Mieux gérer les coûts d’une patinoire
Depuis quelques années, certaines patinoires ferment par manque de moyen ou à cause d’une situation déficitaire irréversible. « Il faut arriver à baisser ce coût déficitaire. Parce qu’il y a des sorties mais il y a des rentrées aussi. 400 000€, c’est pour une patinoire comme Colombes. Avec une meilleure gestion, on aurait peut-être pu descendre à 200 000 » estime Philippe Candeloro. Selon lui, les patinoires peuvent être rentables ou du moins pas déficitaires si elles activent les bons leviers : « c’est tout l’ensemble du secteur économique des patinoires qui doit revoir un petit peu sa copie pour que ça fonctionne mieux et que ça ne demande plus de moyens financiers aux collectivités.«
Développer la pratique des adultes et des non-initiés
Aujourd’hui encore, le patinage reste un sport assez confidentiel dans la mesure où ses pratiquants sont essentiellement féminins (seulement 3% d’hommes) et jeunes. « C’est un sport de précocité le patinage, c’est tout de suite la compétition. Pour être compétitif, il faut commencer de plus en plus tôt » relate Sacha Kalisa, Arena manager du Coliseum présent aux côté de Philippe Candeloro. « La tendance est de se dire, ce n’est pas une course à la précocité mais plutôt vivre des expériences, des aventures.
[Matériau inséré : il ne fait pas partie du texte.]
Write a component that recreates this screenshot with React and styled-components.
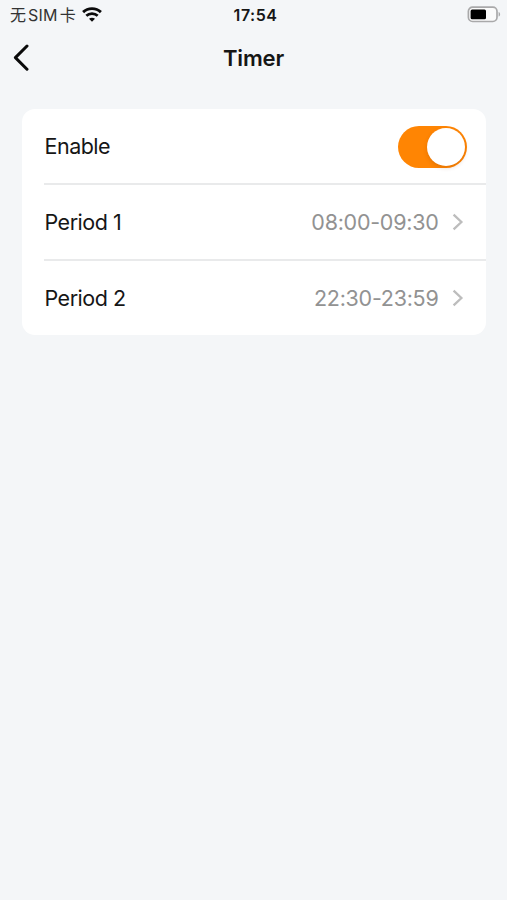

Les formateurs ont aussi évolué : ce n’est pas la même chose de parler à un adulte qu’à un enfant de 6 ans. Aujourd’hui, les formateurs sont capables d’accueillir du public non-initié et ça correspond à notre volonté d’Amiens Métropole d’accueillir un public toujours plus diversifié. Le but c’est de promouvoir le sport de glace par toutes ses facettes, pas qu’avec le prisme de la compétition. » Parmi ce public non-initié, la pratique des adultes est en recrudescence mais est freiné par les clubs eux-même. « Le créneau des adultes dans les patinoires de France est limité à 80 licenciés par club. On n’arrête pas de refuser des gens qui ont passé les 30, 40, 50 ans. Aujourd’hui, il y a des compétitions adultes qui sont très intéressantes » affirme l’ancienne star du patinage français. Alors, si toutes ces idées sont mises en place dans les années à venir, le patinage pourrait glisser vers un futur radieux.